Kate asintió entusiasmada y dijo:

– Una pistola no estaría nada mal.

– ¿Y usted, capitán Willard?

– No, gracias.

– Como quiera -dijo Stanford levantándose con cuidado del asiento del copiloto. La velocidad convertía la cubierta en un lugar difícil para estar de pie. Pero era evidente que Stanford estaba acostumbrado.

Jellicoe no dijo nada mientras el actor iba abajo a buscar las armas. Seguía barriendo el azul horizonte en busca de alguna señal del Britannia. De vez en cuando echaba una ojeada a la pantalla de radar escanográfico. Era un sistema similar al ARPA, que era el que tenían a bordo del Duke, salvo que la pantalla tenía dos imágenes: la imagen de radar de lo que estaba cerca y una imagen gráfica contigua, con la confirmación instantánea de la posición del barco y de cualquier riesgo que pudiera haber en la zona. Algo de la pantalla más pequeña había atraído su experta mirada y tocó el botón de zoom del instrumento para verlo más de cerca.

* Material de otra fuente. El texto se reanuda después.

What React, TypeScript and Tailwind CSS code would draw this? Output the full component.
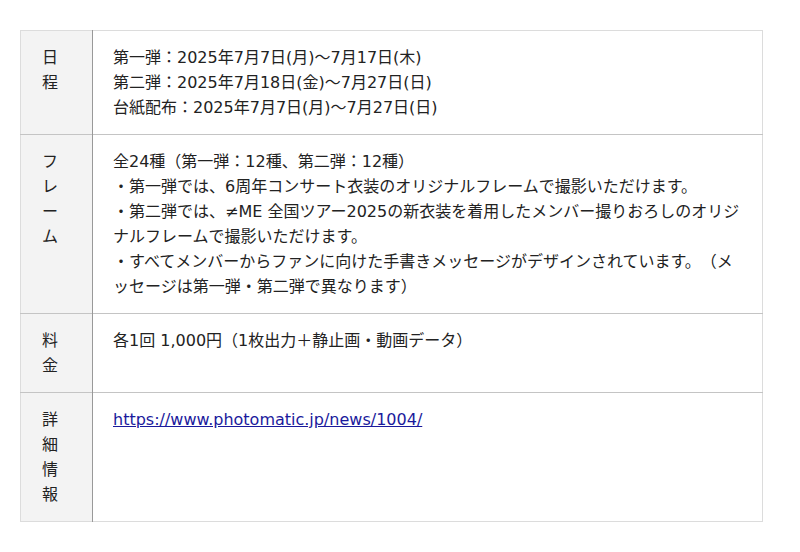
const rows = [
  {
    label: ["日", "程"],
    body: (
      <>
        第一弾：2025年7月7日(月)〜7月17日(木)
        <br />
        第二弾：2025年7月18日(金)〜7月27日(日)
        <br />
        台紙配布：2025年7月7日(月)〜7月27日(日)
      </>
    ),
  },
  {
    label: ["フ", "レ", "ー", "ム"],
    body: (
      <>
        全24種（第一弾：12種、第二弾：12種）
        <br />
        ・第一弾では、6周年コンサート衣装のオリジナルフレームで撮影いただけます。
        <br />
        ・第二弾では、≠ME 全国ツアー2025の新衣装を着用したメンバー撮りおろしのオリジナルフレームで撮影いただけます。
        <br />
        ・すべてメンバーからファンに向けた手書きメッセージがデザインされています。（メッセージは第一弾・第二弾で異なります）
      </>
    ),
  },
  {
    label: ["料", "金"],
    body: <>各1回 1,000円（1枚出力＋静止画・動画データ）</>,
  },
  {
    label: ["詳", "細", "情", "報"],
    body: (
      <a href="#" className="text-[#1a1a9c] underline">
        https://www.photomatic.jp/news/1004/
      </a>
    ),
  },
];

export default function App() {
  return (
    <div
      className="min-h-[552px] bg-white px-5 pt-[30px] text-[16px] leading-[25px] text-[#222] [text-spacing-trim:space-all]"
      style={{ fontFamily: '"DejaVu Sans", "Noto Sans CJK JP", sans-serif' }}
    >
      <table className="w-[743px] border-collapse border border-[#dcdcdc]">
        <tbody>
          {rows.map((row, i) => (
            <tr key={i} className="border-b border-[#c4c4c4] last:border-[#dcdcdc]">
              <th className="w-[72px] border-r border-[#999] bg-[#f3f3f3] py-[14px] pl-[21px] text-left align-top font-normal">
                {row.label.map((c) => (
                  <div key={c}>{c}</div>
                ))}
              </th>
              <td className="px-5 py-[14px] align-top">{row.body}</td>
            </tr>
          ))}
        </tbody>
      </table>
    </div>
  );
}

– Ahí están -dijo exaltado-. En la pantalla. Un poco al noroeste de nosotros. A menos de cinco millas.

Al salió del baño sintiéndose como una mierda. Le dolía la cabeza y tenía una diarrea tremenda y se sentía tan cansado como si no hubiera dormido en toda la noche. Tan cansado estaba que tardó un par de minutos en recordar que en realidad no había dormido en toda la noche. Habían estado levantados acarreando el botín. Y luego estaba la medicación, y el alcohol. Arrancándose las dos tiritas de Scopoderm del brazo, las tiró, irritado, al suelo del camarote y luego se sentó en el borde de la cama, sin prestar más atención a los dos cuerpos que había a su lado de la que había prestado al tipo del baño mientras cagaba. No le molestaban. Los muertos estaban muertos. Nunca asociaba un cadáver con personas que habían vivido y respirado. Pero lo que sí deseaba era haber prestado más atención o lo que le había dicho Dave sobre mezclar el alcohol con la medicación para el mareo. No es que hubiera bebido tanto. Sólo unos tragos de vodka. Un par de cervezas. Eso eran sólo refrescos. Pero parecía que le habían afectado bastante.

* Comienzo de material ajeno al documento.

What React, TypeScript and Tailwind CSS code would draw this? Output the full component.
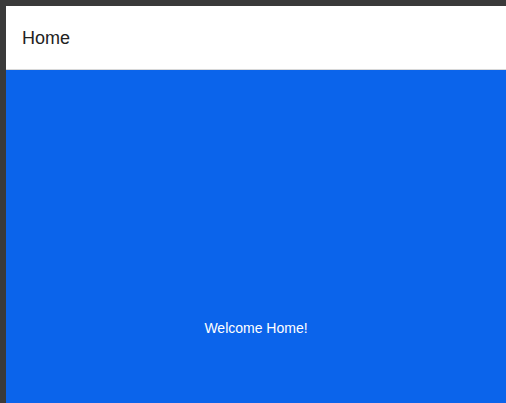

Tratando de recobrar la calma, Al respiró hondo por la nariz. Había matado a un montón de personas antes; personas a las que conocía bien, además. El hecho es que casi siempre eran personas a las que conocía bien. La naturaleza del negocio en el que estaba así lo exigía. Te acercabas a un tipo con el que habías hecho negocios, como si fuera tu mejor amigo, y luego le saltabas la tapa de los sesos de un tiro. Sólo que, por lo general, Al sentía un poco más de entusiasmo por el trabajo, debido a que normalmente sentía correr algo más de adrenalina por sus venas. La adrenalina era buena para un trabajo sucio. Te mantenía vivo y alerta. Pero en aquel momento se sentía tan embotado como la manija de la puerta de una celda acolchada. Gris y sudoroso, como si fuera él quien iba de cabeza a un funeral vikingo en lugar del tipo más joven que había arriba, en cubierta.

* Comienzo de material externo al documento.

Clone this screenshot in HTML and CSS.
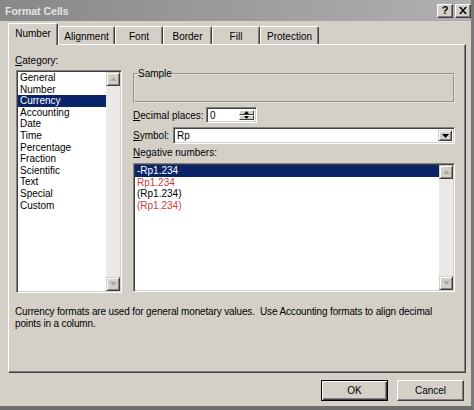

Al miró alrededor en busca de inspiración y vio un bloque de jade y una cuchilla de afeitar en la mesita de noche de la chica muerta. Hacía ya unos cuantos años que no esnifaba nieve. Agradable, pero cara, y a Madonna le importaba demasiado el dinero para dejarle convertir un montón de billetes en polvo para metérselo por la nariz. Además, a Naked Tony no le habría gustado; desconfiaba de la gente que se drogaba de forma regular. Pero, de cuando en cuando, estaba bien. Y en aquel momento parecía ser lo que necesitaba para estar en lo alto del hit parade. Para lograr su mejor tiro. Una raya para rayar a gran altura. Esa era la política.

Se inclinó por encima del cuerpo de la chica, examinando de paso su cuerpo desnudo y acariciándole las tetas al alargar el brazo hacia el cajón de la mesilla. Dejando a un lado el agujero de la cabeza y la sangre que le cubría la cara, era atractiva. Y todavía estaba caliente. De no ser por su programa letal, quizás se habría sentido tentado de tirársela antes de que se enfriara definitivamente.